Same area, we called it “smear the queer.” (Born 1974.) Never once even thought about any sort of sexual reference in the name.

We (mid 70s) only occasionally played Smear the Queer. We usually played “Keep Away”.

Can anyone tell the class how that game is played?

I’m 60 and can remember playing StQ as a little nipper. Our son also had many a game of it while he was growing up.

When I played it, we tied up the gay kid, put him in the middle of the soccer field, and then started drawing on him with magic marker. Everybody knew what the name meant, and I’m shocked, nay flabbergasted, that people here played different versions.

Seriously though, I’m sad because I’ve never played it… The roughest we ever got was Trip Wars (two kids try to trip each other), Steal the Bacon with Tackle, and Suicide (throw a tennis ball against a wall, if you drop it on the rebound then you have to run to the wall before you get pegged)

Thats probably because it was an out doors game that you physically played, Not a video game.

The most exciting part of this by far is the fact that Saby Baby is apparently friends with Morgenstern.

What? I didn’t say I thought it was a video game. Why did you assume I did? Or did a zombie type that?

Saby Baby is attempting to insult those of us under a certain age by saying we never played outside but merely vegetated in front of a tv with our Call of Dutys and our Super Mario Bros.

Well, you could have been outside…

staring at your GameBoys!

Whippersnappers!

I did my playing outside as a kid during the Sixties and early Seventies, and I never heard of the game as anything other than “Kill the Man With the Ball.”

It was called “Kill the man with the ball” when I was a youngster ( mid 70’s ).

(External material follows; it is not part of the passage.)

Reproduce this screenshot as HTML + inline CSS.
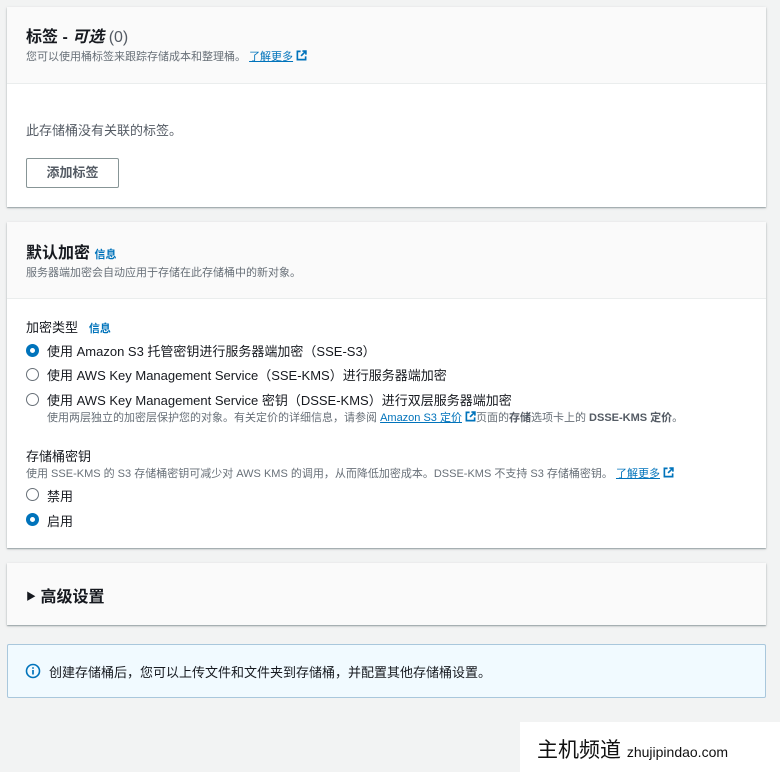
<!DOCTYPE html>
<html><head><meta charset="utf-8"><style>
*{margin:0;padding:0;box-sizing:border-box}
body{width:780px;height:772px;background:#f2f3f3;font-family:"Liberation Sans","Noto Sans CJK SC",sans-serif;color:#16191f;position:relative;overflow:hidden}
.card{position:absolute;left:7px;width:759px;background:#fff;box-shadow:0 1px 1px rgba(0,28,36,.3),0 1px 3px rgba(0,28,36,.15);}
.hd{background:#fafafa;border-bottom:1px solid #eaeded}
.a{position:absolute;white-space:nowrap}
.h2{font-size:16px;font-weight:bold}
.sm{font-size:11px;color:#687078}
.lk{color:#0073bb;text-decoration:underline}
.info{color:#0073bb;font-size:11px;font-weight:bold}
.t{font-size:13px}
.r{position:absolute;width:13px;height:13px;border-radius:50%;border:1.5px solid #687078;background:#fff}
.r.on{border:4px solid #0073bb}
.ext{display:inline-block;width:11px;height:11px;vertical-align:-1px;margin-left:3px}
</style></head><body>
<svg width="0" height="0" style="position:absolute"><defs><symbol id="e" viewBox="0 0 12 12"><path d="M5 1.5H1.5v9h9V7" fill="none" stroke="#0073bb" stroke-width="1.8"/><path d="M7 1.2h3.8V5M10.8 1.2 5.5 6.5" fill="none" stroke="#0073bb" stroke-width="1.8"/></symbol></defs></svg>

<div class="card" style="top:7px;height:200px">
 <div class="hd" style="height:77px"></div>
 <div class="a h2" style="left:19px;top:16px">标签 - <i>可选</i> <span style="font-weight:normal;color:#545b64">(0)</span></div>
 <div class="a sm" style="left:19px;top:41px">您可以使用桶标签来跟踪存储成本和整理桶。 <span class="lk">了解更多</span><svg class="ext"><use href="#e"/></svg></div>
 <div class="a t" style="left:19px;top:113px;color:#545b64">此存储桶没有关联的标签。</div>
 <div class="a" style="left:19px;top:151px;width:93px;height:30px;border:1px solid #879596;border-radius:2px;font-size:13px;font-weight:bold;color:#545b64;text-align:center;line-height:28px">添加标签</div>
</div>

<div class="card" style="top:222px;height:326px">
 <div class="hd" style="height:77px"></div>
 <div class="a h2" style="left:19px;top:17px">默认加密 <span class="info">信息</span></div>
 <div class="a sm" style="left:19px;top:42px">服务器端加密会自动应用于存储在此存储桶中的新对象。</div>
 <div class="a t" style="left:19px;top:95px;color:#16191f">加密类型 &nbsp;&nbsp;<span class="info">信息</span></div>
 <div class="r on" style="left:19px;top:122px"></div><div class="a t" style="left:40px;top:119px">使用 Amazon S3 托管密钥进行服务器端加密（SSE-S3）</div>
 <div class="r" style="left:19px;top:146px"></div><div class="a t" style="left:40px;top:143px">使用 AWS Key Management Service（SSE-KMS）进行服务器端加密</div>
 <div class="r" style="left:19px;top:171px"></div><div class="a t" style="left:40px;top:168px">使用 AWS Key Management Service 密钥（DSSE-KMS）进行双层服务器端加密</div>
 <div class="a sm" style="left:40px;top:187px">使用两层独立的加密层保护您的对象。有关定价的详细信息，请参阅 <span class="lk">Amazon S3 定价</span><svg class="ext"><use href="#e"/></svg>页面的<b style="color:#545b64">存储</b>选项卡上的 <b style="color:#545b64">DSSE-KMS 定价</b>。</div>
 <div class="a t" style="left:19px;top:224px">存储桶密钥</div>
 <div class="a sm" style="left:19px;top:243px">使用 SSE-KMS 的 S3 存储桶密钥可减少对 AWS KMS 的调用，从而降低加密成本。DSSE-KMS 不支持 S3 存储桶密钥。 <span class="lk">了解更多</span><svg class="ext"><use href="#e"/></svg></div>
 <div class="r" style="left:19px;top:266px"></div><div class="a t" style="left:40px;top:264px">禁用</div>
 <div class="r on" style="left:19px;top:291px"></div><div class="a t" style="left:40px;top:289px">启用</div>
</div>

<div class="card" style="top:563px;height:62px;background:#fafafa">
 <div class="a" style="left:19px;top:20px;font-size:16px;font-weight:bold"><span style="font-size:10px;vertical-align:2px">▶</span> 高级设置</div>
</div>

<div class="a" style="left:7px;top:644px;width:759px;height:54px;background:#f1faff;border:1px solid #a9c7dc;border-radius:2px">
 <svg class="a" style="left:17px;top:18px" width="16" height="16" viewBox="0 0 16 16"><circle cx="8" cy="8" r="6.5" fill="none" stroke="#0073bb" stroke-width="1.6"/><path d="M8 7v4.5M8 4.3v1.4" stroke="#0073bb" stroke-width="1.7"/></svg>
 <div class="a t" style="left:41px;top:17px">创建存储桶后，您可以上传文件和文件夹到存储桶，并配置其他存储桶设置。</div>
</div>

<div class="a" style="left:520px;top:722px;width:260px;height:50px;background:#fff">
 <div class="a" style="left:17px;top:12px;font-size:21px;color:#111">主机频道 <span style="font-size:14px">zhujipindao.com</span></div>
</div>
</body></html>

I busted many a pair of glasses in those days and as Clothahump noted, it was indeed good times. :smiley:

We played Kill the Guy With the Ball and Smear the Queer. For the longest time, I thought “queer” and “quare” were two different words (didn’t really know what either meant) because we only pronounced it “queer” for the game. In all other usage, the Boston accent took over and it was pronounced “quare” (silent r of course.)